**What to produce**
Can you set down, exactly as they appear below, the lines from the opening of the material through the one bearing "import React from", minus the pictures?

**Provided material**

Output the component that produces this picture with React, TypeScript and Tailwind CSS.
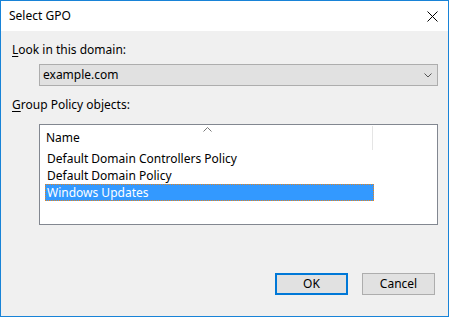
import React from "react";

export default function App() {
  const font = { fontFamily: '"Noto Sans", "Open Sans", sans-serif' };
  return (
    <div
      className="w-[449px] h-[317px] border border-[#1883d7] bg-[#f0f0f0] flex flex-col text-[12px] text-black overflow-hidden"
      style={font}
    >
      {/* Title bar */}
      <div className="h-[30px] bg-white flex items-center justify-between pl-[8px] pr-[10px] shrink-0">
        <span className="leading-[16px] mt-[-1px]">Select GPO</span>
        <svg width="11" height="11" viewBox="0 0 11 11" className="mt-[1px]">
          <path d="M0.5 0.5 L10.5 10.5 M10.5 0.5 L0.5 10.5" stroke="#000" strokeWidth="1" fill="none" />
        </svg>
      </div>

      {/* Content */}
      <div className="flex flex-col pl-[11px] pr-[10px]">
        <div className="leading-[16px] mt-[11px]">
          <span className="underline underline-offset-2">L</span>ook in this domain:
        </div>
        <div className="ml-[27px] mt-[6px] w-[399px] h-[22px] border border-[#adadad] bg-[#e1e1e1] flex items-center justify-between pl-[3px] pr-[5px]">
          <span className="leading-[16px]">example.com</span>
          <svg width="8" height="5" viewBox="0 0 8 5">
            <path d="M0.5 0.5 L4 4 L7.5 0.5" stroke="#555" strokeWidth="1" fill="none" />
          </svg>
        </div>
        <div className="leading-[16px] mt-[11px]">
          <span className="underline underline-offset-2">G</span>roup Policy objects:
        </div>
        <div className="ml-[27px] mt-[11px] w-[399px] h-[101px] border border-[#828790] bg-white flex flex-col">
          <div className="relative h-[25px] w-[333px] flex items-center pl-[6px] shrink-0">
            <span className="leading-[16px]">Name</span>
            <svg width="9" height="5" viewBox="0 0 9 5" className="absolute left-[163px] top-[2px]">
              <path d="M0.5 4.5 L4.5 0.5 L8.5 4.5" stroke="#777" strokeWidth="1" fill="none" />
            </svg>
            <div className="absolute right-0 top-[1px] h-[24px] w-px bg-[#e5e5e5]" />
          </div>
          <div className="flex flex-col pl-[5px]">
            <div className="h-[17px] w-[329px] leading-[17px] pl-[2px]">Default Domain Controllers Policy</div>
            <div className="h-[17px] w-[329px] leading-[17px] pl-[2px]">Default Domain Policy</div>
            <div className="h-[17px] w-[329px] leading-[15px] pl-[1px] bg-[#3399ff] text-white border border-dotted border-[#e8841a]">
              Windows Updates
            </div>
          </div>
        </div>
        <div className="flex justify-end mt-[48px] pr-[3px] gap-[14px]">
          <button className="w-[73px] h-[22px] border-2 border-[#0078d7] bg-[#e1e1e1] leading-[16px] flex items-center justify-center">
            OK
          </button>
          <button className="w-[73px] h-[22px] border border-[#adadad] bg-[#e1e1e1] leading-[16px] flex items-center justify-center">
            Cancel
          </button>
        </div>
      </div>
    </div>
  );
}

**Result of this task**
Output the component that produces this picture with React, TypeScript and Tailwind CSS.
import React from "react";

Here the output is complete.